Marzo 31, 2015
Il ritmo parte piano, con un’apparente pacatezza che man mano va in crescendo, sempre più incalzante fino al grido finale di chi non si arrenderà mai. La ribellione di una vittima che diventa eroina e simbolo.
Valentina Scuderi da grande intensità al personaggio, interpretando il monologo che attrae l’attenzione e non la fa mai sfuggire.
Spettacolo antimafia tratto da un capitolo di “Alveare”, romanzo-inchiesta di Catozzella, il monologo racconta una storia realmente accaduta.
Zia Severina vive in una città in cui “la mafia non esiste”, ne sono convinti i vicini di casa ma anche i poliziotti a cui si rivolge quando è troppo impaurita, e che la trattano come una vecchia pazza, con le allucinazioni. Non sono allucinazioni, però, i rumori che la tengono sveglia, il chiasso alle quattro del mattino sotto casa, le telefonate anonime nel cuore della notte. Non sono allucinazioni i ricordi delle persone oneste che, nel tempo, hanno abbandonato gli appartamenti sotto minaccia. Zia Severina è sola perché i vicini, le istituzioni, l’hanno lasciata sola.

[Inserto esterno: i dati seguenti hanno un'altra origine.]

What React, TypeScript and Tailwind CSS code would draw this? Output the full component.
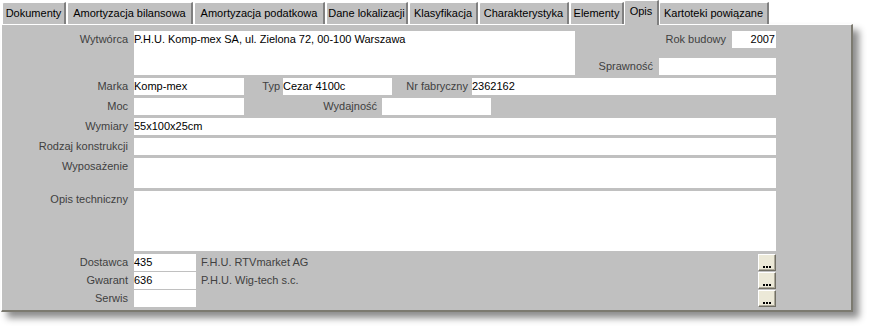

Nel quartiere Niguarda a Milano se la ricordano in tanti zia Severina, barricata fino all’ultimo nella sua casa popolare in balìa di una cosca che voleva portagliela via. È una storia di resistenza e di dignità, di lotta silenziosa, compiuta con l’unico mezzo di cui è in possesso un’anziana donna: l’ostinazione.
La sua caparbietà e la sua costanza hanno dato l’esempio nel quartiere: dopo di lei tante altre famiglie hanno iniziato a lottare a denunciare.
Zia Severina è in piedi. E resta così a lungo durante tutta a rappresentazione, percorrendo i quaranta metri quadri del suo piccolo appartamento che gli uomini della mafia le vogliono portar via. Zia Severina è ormai un simbolo di lotta, di resistenza.
Speriamo che restino in piedi tutti quelli come lei che non abbandonano i loro sogni strada facendo, che non si arrendono ai soprusi.